Concrete examples . . . [of] Simulationism over-riding Narrativism
. . .
The time to traverse town with super-running is deemed insufficient to arrive at the scene, with reference to distance and actions at the scene, such that the villain's bomb does blow up the city. (The rules for DC Heroes specifically dictate that this be the appropriate way to GM such a scene).
It's not entirely clear to me, in your actual play example, how the time on the wizard's polymorph spell was tracked, at the table. But it seems to me that you may be giving an instance of precisely the use of durations measured in ingame units of time to determine scene-framing, that
contrasts with a metagame driven approach to scene framing.
Which goes back to my opening comment: I have never got the impression from you that you are interested in or aiming at narrativist D&D. But, as I said, if I am wrong about this, tell me more!
(There are other, secondary elements of the episode you describe that I am not sure about from what you say. If the passage of time was counted out or calculatd minutely, with measurements being made on maps, and speeds being calculated, and optimal paths being determined - perhaps with all the other players declaring actions for their PCs in that intervening time - then that is precisely the sort of distraction from the focus on the scene and what is at stake in it that I am stating is an obstacle to narrativist play. My own experience of this sort of obstacle to narrativist play comes from both GMing AD&D and GMing Rolemaster.

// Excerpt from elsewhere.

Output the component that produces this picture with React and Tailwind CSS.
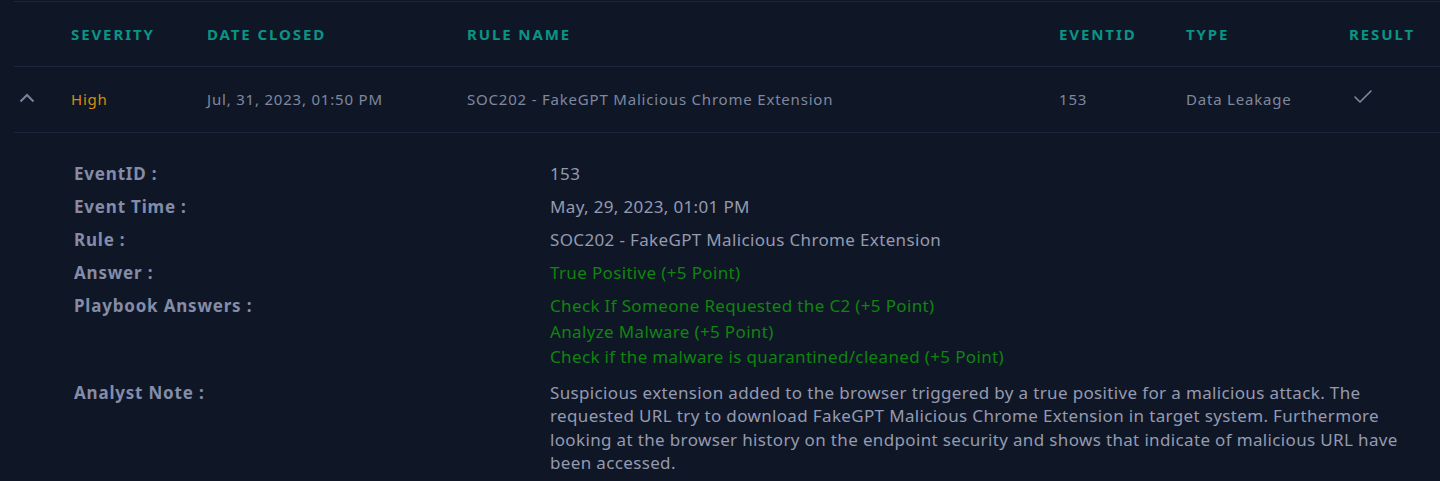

Conversely, if the time was more-or-less handwaved, such that it would have made no difference had the spell duration been "one scene" or "one local spying mission", then it seems that the gametime duration is perhaps serving just as some colour over the top of a different mechanic. I have experienced D&D run this way, as a player rather than a GM, and it tends to exhibit that degree of GM force that I also identified, upthread, as inimical to narrativist play.)